Ball in Jannie Mouton’s court as Curro takeover conditions set

Competition Commission wants a commitment the deal will boost education, ‘including of historically disadvantaged persons’

Jannie Mouton put R72bn on the table to turn Curro into a public benefit organisation. Profits will be ploughed into bursaries, classrooms and teacher training — a radical view on ESG for education. Picture: HETTY ZANTMAN/FINANCIAL MAIL/FILE
Jannie Mouton is the founder of Capitec, PSG Group and PSG Financial Services.

Celebrated businessperson Jannie Mouton’s proposed buyout and conversion of education group Curro into a public benefit organisation (PBO) has entered a critical phase after the Competition Commission approved the deal, with conditions Mouton is considering.

On Friday the commission said it believes the proposed transaction is “unlikely to substantially lessen or prevent competition in any market”, though it wants a firm commitment the deal will be transformative.

“The commission has recommended the Competition Tribunal approve the proposed transaction subject to undertakings that will make a substantial positive contribution to education, including of historically disadvantaged persons,” it said.

Curro's numbers, consistently moving in the right direction. (Ruby-Gay Martin )

In August, Mouton, founder of Capitec, PSG Group and PSG Financial Services, offered R13 a share for Curro through his Jannie Mouton Stigting, valuing the deal at R7.2bn.

Earlier this month Curro shareholders overwhelmingly approved the deal with 99.98% of votes in support of the takeover.

The group, South Africa’s largest private school network operator, on Friday said Mouton is considering the conditions imposed by the commission.

“Curro hereby advises the South African Competition Commission has approved and recommended the transaction to the Competition Tribunal, on condition certain undertakings are provided by the parties (aspects of which are under consideration by and subject to acceptance of the offeror [Mouton] prior to approval of the tribunal),” the group said.

“Curro will provide a further update to shareholders during the course of next week regarding the final undertakings (which are subject to acceptance by the offeror) and the timing of the tribunal’s approval process.”

The mooted deal, touted as “game-changing” for the education sector, has received unconditional approval from competition authorities in Namibia and Botswana.

Curro will provide a further update to shareholders during the course of next week regarding the final undertakings (which are subject to acceptance by the offeror) and the timing of the tribunal’s approval process.

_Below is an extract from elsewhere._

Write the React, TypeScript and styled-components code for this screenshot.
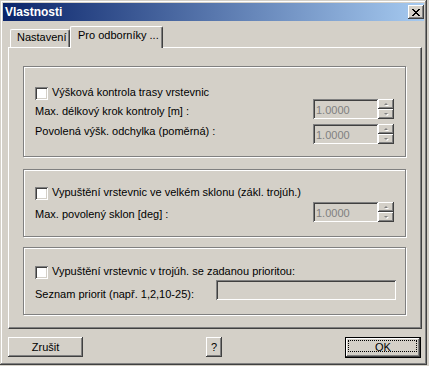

The transaction blurs philanthropy and corporate control of a company that dominates private education and has mapped out plans to expand in underserved areas. It sits awkwardly against the commission’s dual mandate to protect competition and advance public interest objectives, a tension that could scupper the transaction.

At the end of the 2025 financial year Curro had about 72,638 pupils and its facilities can accommodate as many as 30,000 more pupils.

In the circular detailing the finer details of the deal, Curro said the Mouton family has ambitions to grow the company’s footprint.

Mouton has over the years personally donated a portion of his accumulated wealth to his trust. The objectives of the trust are focused primarily on the provision of bursaries and grants for study to pupils and students in South Africa, community development and outreach and the alleviation of poverty in the country.

“The trust has identified Curro as the ideal vehicle through which to achieve the objectives, given it is a reputable business and has a strong and forward-thinking management team,” the circular reads.

“The Curro group has about 85% black pupils. The trust’s vision is to position Curro as an everlasting independent education institution that uses its funds to build more schools, expand facilities and its education offering, and to provide bursaries for study to augment the government’s efforts to provide excellent education to the leaders of tomorrow.”

The mooted deal has also received unconditional approval from the financial surveillance department of the Reserve Bank and the South African Revenue Service on the basis of it being a PBO, to ensure Curro operates in accordance with and delivers on what is envisaged in terms of the proposed transaction.

Curro last month said the “only suspensive condition to the proposed transaction that remains outstanding is approval from the South African competition authorities on an unconditional basis, or on conditions acceptable to the offeror”.